--- Goal of the exercise ---
From the listing below, select every line where the word "React" appears.

--- Data segment ---
** START **
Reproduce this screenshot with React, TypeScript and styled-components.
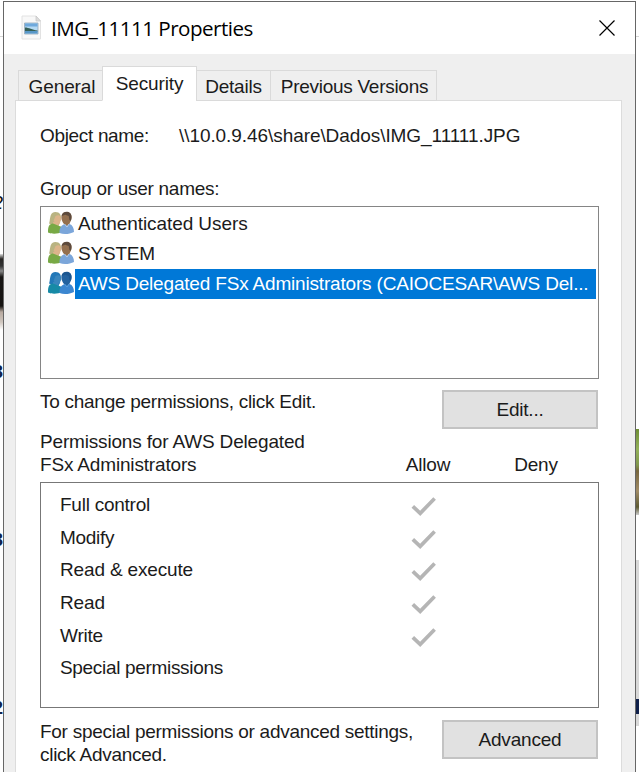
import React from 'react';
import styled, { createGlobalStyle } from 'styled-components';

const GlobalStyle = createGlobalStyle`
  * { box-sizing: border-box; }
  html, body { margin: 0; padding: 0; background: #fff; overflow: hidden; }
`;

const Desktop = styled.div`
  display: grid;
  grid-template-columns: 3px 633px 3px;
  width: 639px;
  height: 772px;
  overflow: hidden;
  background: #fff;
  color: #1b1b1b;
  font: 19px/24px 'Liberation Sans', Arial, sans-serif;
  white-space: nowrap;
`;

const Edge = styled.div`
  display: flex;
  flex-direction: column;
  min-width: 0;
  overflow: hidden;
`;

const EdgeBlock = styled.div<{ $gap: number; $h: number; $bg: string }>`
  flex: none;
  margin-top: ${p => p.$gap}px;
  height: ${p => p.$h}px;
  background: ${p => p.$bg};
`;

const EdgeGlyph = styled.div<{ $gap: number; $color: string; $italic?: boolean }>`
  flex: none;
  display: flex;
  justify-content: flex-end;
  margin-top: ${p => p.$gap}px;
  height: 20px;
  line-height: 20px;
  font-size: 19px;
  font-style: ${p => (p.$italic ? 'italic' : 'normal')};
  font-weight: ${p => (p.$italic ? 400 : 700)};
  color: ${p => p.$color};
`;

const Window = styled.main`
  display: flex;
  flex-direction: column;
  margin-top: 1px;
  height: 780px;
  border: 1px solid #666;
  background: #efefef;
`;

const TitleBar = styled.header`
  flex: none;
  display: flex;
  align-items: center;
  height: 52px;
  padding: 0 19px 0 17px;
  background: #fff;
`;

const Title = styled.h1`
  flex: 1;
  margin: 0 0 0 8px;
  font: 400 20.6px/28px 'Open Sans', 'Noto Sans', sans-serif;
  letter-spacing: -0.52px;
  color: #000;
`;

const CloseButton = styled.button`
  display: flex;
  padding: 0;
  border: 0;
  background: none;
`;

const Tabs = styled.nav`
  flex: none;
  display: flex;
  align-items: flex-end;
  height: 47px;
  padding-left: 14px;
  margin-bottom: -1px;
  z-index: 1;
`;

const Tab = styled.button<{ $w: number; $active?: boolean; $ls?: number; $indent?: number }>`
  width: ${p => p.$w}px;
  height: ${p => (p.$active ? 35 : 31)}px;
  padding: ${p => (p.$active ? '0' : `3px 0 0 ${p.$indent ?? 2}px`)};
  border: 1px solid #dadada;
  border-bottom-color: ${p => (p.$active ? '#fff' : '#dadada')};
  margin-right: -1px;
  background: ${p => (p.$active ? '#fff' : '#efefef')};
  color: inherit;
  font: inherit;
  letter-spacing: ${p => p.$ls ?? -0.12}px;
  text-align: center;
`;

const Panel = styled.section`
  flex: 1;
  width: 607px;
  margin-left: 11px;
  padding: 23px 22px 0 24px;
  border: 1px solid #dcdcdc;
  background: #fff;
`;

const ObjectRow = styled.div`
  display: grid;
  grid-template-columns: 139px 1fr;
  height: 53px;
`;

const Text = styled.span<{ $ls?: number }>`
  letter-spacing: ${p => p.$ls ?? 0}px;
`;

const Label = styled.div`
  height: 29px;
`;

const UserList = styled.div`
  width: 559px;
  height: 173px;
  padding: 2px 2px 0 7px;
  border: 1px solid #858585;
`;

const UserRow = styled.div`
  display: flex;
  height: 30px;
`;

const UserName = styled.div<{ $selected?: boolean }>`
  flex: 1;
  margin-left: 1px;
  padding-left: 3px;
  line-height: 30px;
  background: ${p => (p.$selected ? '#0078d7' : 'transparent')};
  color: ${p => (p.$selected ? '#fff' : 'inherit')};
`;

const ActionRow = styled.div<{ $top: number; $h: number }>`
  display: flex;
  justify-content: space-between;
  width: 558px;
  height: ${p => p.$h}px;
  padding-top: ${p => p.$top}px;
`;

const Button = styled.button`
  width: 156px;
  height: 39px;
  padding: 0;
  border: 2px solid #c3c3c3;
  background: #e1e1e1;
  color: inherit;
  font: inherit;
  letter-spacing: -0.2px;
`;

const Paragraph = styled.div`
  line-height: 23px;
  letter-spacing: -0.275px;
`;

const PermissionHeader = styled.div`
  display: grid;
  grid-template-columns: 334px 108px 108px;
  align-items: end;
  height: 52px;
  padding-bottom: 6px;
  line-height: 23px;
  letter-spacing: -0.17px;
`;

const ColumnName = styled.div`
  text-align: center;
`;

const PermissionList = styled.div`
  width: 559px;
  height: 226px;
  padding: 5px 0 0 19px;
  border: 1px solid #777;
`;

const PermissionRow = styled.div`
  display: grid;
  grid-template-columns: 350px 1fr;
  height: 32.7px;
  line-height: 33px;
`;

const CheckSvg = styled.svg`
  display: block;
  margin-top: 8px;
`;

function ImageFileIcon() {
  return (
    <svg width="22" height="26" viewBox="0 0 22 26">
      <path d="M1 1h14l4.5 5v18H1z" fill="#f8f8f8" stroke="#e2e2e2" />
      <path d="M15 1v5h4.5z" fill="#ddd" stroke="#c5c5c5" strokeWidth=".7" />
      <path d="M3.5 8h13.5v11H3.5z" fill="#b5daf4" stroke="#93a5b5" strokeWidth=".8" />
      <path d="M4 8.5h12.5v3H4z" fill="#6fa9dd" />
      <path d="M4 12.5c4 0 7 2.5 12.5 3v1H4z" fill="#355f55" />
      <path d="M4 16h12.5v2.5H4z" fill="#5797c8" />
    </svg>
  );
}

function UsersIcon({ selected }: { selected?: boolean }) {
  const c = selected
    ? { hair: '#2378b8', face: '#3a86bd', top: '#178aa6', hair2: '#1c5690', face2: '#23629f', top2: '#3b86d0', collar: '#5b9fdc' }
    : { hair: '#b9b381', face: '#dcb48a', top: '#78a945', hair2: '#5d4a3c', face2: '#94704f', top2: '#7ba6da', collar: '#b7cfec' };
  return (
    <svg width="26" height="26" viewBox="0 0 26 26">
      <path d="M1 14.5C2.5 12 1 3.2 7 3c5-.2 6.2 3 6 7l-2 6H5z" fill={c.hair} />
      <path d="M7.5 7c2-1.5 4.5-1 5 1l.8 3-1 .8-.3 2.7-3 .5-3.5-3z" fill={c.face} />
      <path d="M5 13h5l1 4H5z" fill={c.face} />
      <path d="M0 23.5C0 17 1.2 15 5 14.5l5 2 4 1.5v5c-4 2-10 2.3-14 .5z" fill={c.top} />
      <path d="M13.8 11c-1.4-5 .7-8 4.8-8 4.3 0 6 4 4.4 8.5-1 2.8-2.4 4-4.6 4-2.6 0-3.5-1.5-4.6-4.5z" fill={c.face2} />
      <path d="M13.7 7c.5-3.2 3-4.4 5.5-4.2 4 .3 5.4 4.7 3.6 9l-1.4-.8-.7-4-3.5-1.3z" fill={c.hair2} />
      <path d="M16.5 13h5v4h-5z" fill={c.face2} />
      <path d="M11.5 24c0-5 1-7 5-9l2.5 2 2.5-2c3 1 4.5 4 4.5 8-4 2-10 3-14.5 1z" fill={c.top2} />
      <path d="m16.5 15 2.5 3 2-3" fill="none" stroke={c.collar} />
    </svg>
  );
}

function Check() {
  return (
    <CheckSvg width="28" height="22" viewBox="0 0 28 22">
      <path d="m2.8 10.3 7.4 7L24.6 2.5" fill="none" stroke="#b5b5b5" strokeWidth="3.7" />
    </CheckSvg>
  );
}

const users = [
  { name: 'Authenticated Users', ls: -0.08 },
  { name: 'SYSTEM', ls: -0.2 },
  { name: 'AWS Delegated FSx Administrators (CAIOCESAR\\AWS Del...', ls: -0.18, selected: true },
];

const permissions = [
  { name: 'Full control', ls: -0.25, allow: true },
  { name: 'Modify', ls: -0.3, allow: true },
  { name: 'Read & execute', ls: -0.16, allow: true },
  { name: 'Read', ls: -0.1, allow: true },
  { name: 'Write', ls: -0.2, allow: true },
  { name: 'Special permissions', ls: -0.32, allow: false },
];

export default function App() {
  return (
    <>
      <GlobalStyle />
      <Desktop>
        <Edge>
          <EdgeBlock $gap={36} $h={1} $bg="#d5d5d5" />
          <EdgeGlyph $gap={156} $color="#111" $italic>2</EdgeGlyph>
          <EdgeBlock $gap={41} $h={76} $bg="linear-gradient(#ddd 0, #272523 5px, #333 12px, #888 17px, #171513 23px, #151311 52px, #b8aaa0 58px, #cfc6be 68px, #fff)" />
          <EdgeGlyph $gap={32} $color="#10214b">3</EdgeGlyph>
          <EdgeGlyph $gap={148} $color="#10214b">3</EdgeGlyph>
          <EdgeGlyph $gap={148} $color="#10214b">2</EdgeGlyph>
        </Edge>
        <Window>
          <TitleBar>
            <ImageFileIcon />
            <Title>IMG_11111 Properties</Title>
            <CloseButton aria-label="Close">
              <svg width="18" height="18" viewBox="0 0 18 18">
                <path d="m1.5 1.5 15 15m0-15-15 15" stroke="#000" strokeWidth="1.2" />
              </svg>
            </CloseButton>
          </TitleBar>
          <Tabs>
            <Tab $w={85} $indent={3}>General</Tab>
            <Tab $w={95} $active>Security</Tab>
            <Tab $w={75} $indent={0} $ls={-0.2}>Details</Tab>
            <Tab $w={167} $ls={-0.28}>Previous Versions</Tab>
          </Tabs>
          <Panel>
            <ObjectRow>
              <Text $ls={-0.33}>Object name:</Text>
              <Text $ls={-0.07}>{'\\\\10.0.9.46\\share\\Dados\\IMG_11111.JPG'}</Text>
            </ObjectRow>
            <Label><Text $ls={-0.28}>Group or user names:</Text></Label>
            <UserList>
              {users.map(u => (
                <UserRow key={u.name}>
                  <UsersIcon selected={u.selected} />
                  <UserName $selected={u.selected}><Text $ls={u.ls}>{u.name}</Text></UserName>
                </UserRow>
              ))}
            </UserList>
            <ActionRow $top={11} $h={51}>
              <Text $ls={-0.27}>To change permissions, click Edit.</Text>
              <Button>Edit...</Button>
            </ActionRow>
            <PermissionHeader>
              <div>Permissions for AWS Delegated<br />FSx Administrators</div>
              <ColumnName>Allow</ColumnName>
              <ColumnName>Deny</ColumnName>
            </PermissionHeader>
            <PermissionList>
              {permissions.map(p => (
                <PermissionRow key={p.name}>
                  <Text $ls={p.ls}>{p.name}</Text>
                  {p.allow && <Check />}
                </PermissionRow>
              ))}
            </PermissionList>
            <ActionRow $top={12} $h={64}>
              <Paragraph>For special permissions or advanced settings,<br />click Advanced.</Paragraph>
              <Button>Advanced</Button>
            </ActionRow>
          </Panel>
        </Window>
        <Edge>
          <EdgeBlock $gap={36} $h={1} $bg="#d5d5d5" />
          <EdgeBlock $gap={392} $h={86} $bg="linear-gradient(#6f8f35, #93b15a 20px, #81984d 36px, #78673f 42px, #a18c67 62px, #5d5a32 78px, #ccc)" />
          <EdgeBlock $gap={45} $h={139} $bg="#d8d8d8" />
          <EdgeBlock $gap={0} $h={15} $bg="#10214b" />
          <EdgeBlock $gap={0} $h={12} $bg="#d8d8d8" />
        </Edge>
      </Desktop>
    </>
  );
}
** END **
--- Output of the exercise ---
Reproduce this screenshot with React, TypeScript and styled-components.
import React from 'react';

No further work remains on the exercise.